By the end of lunch, none of us could walk straight—mostly because we were so full (as if we had eaten a horse) but also the wine certainly didn’t help.

Somehow, we managed to waddle back to the bus that carried our very full bodies back to Florence. On that ride home, feeling happy, plump, and satisfied, I stared out the window as we wove and winded through the most breathtaking Tuscan countryside. Seeing the vineyards that braid their way up the mountainsides, come and go from my line of sight, I couldn’t help but think about how this was unlike any day of class I have experienced, or will ever experience again in my life.

I am one lucky foodie.

Sweden | Final Reflections

BY CHRISTINE PAHEL

 

Final Reflections

 

Well, that time is here. I’m leaving Sweden. I sit here writing this as I should be packing. But, then again, I’ve never been one for packing. It’s a little odd still being here because practically all of the international students and many of the Swedish students have returned home for the summer, and the new incoming UCEAP class isn’t here yet. While it is a little lonely without so many of the friends I’ve made during my time here, I don’t regret taking the opportunity to stay here, even if its just a few days longer. Honestly, even though I do miss my friends back in the states, I don’t want to leave Europe. I love it here.

I know when I get back home the first thing people are going to ask me was what was my favorite part. It’s an answer you are expected to have. However, I have no idea how to answer that question. I’m not saying that every moment was picture perfect. It certainly was not, and you shouldn’t pressure yourself to have every moment go right while here (especially when it comes to exams in Sweden). That being said, the whole experience seems like a blur. I can barely remember what it was like before coming here. Prior to this, I had never lived on my own, never been to Europe, never planned my own flights, never wrote in-depth research papers, never set up an EEG, never lived in a community where I didn’t know the dominant language… there were so many “never”s. Being abroad has made me realize how many “never”s I still had that I wanted to experience. Perhaps my favorite part of being abroad was learning that want to come back. Not to Sweden in particular, but I do know that I want to live back abroad in as many countries as I can.

While I loved my time abroad, I had friends that were as anxious to go home as I was to stay abroad. I think we too frequently believe that studying abroad is going to be the epitome of our college experience. At this point, it is for me; however, I know it wasn’t for many others. I’m not saying that to scare you away from studying abroad.
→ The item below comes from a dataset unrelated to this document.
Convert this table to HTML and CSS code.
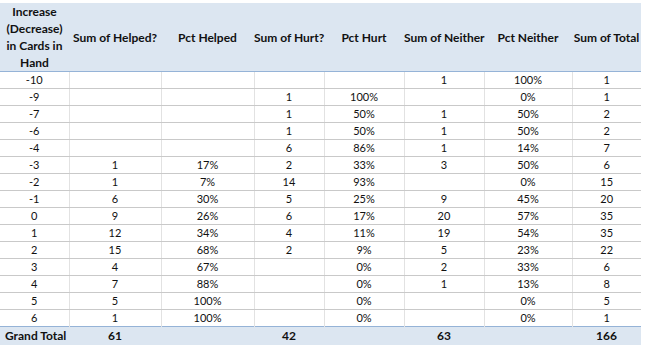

I definitely think moving to a place that is out of your comfort zone is necessary to better understand the lives of those around you. But you will face struggles if you choose to come abroad. I don’t want to sugar coat it and have you be surprised when you are thousands of miles away from the place you previously considered home.

Classes will be tough. Don’t fall into the trap of thinking that since you go to such a world renowned college system  that the classes will be easy—they aren’t. Each college has a different way of presenting material, studying, and examining, so expect to be inexperienced in the classroom. It’s kind of like being a freshman again in a course filled with upperclassmen. The people around you are used to the system whereas you are just getting your feet wet.

Also, being away from relatives is tough. If you have a close knit family, it will be even tougher. I was fortunate enough to have some of my relatives visit me, but not everyone will have this opportunity. I suggest Facetime, Skype, iMessage, and WhatsApp to help stay in touch with your family and friends while abroad. Being in contact definitely helps ease any homesickness. I Facetimed my parents once a week to get an update on things back home, which definitely helped me (and helped them stop worrying about me so much).

Perhaps the toughest thing, depending on what country you choose, will be not knowing the dominate language. Having to constantly attempt to use the limited phrases you know, and then pulling out the translator when all else fails can get frustrating and be humbling. To me, it was difficult to learn the language. I would try to get through the entire checkout process using only Swedish, so I could improve my skills, but the second they have to match my credit card to my ID (my passport), they would automatically switch to English and not another word would be in Swedish. Though it was done for my comfort and convience, it made learning to speak the language difficult and made it super easy to be lazy in learning Swedish.

Well now that I’ve addressed some of the difficulties of studying abroad, I want to move to a more positive note—travel. My previous blogs have focused exclusively on Sweden and briefly on Copenhagen. However, to not speak about travel would be to exclude a major part of the study abroad experience, especially since it is a main reason why people chose to take their studies to another country.

While abroad,  I traveled to England, Scotland, Germany, Denmark, Vatican City, the Netherlands, Ireland, France, Switzerland, Hungary, Spain, Portugal, Finland, Norway, Italy, Belgium, and of course Sweden. Practically every weekend during my time here, I was in a new country. All my free time was devoted to scanning travel websites to see which countries were the cheapest for each weekend and then convincing a group of my friends to go with me both to have company and to save money on Airbnb costs. Traveling in Europe is cheap if you get down a system. The cheapest flight I had was only $6! Many of museums offer student discounts, and with your residence permit, you get into the Louvre in Paris for free! Travel smart, but don’t let it distract you from your studies too much. I know some people here who have failed their classes, partially because they were too distracted by traveling. Definitely spend a good portion of your time traveling the country you are staying abroad in. That doesn’t mean just the capital—find the small cities too in order to better understand what it truly means to live there.

 

 

I have so much more to say about my time in Sweden, but this blog is getting long. I don’t quite have down my elevator speech for talking about my time abroad. My final piece of advice would be if you are on the fence about study abroad, do it. Like me, you might end up never wanting to leave.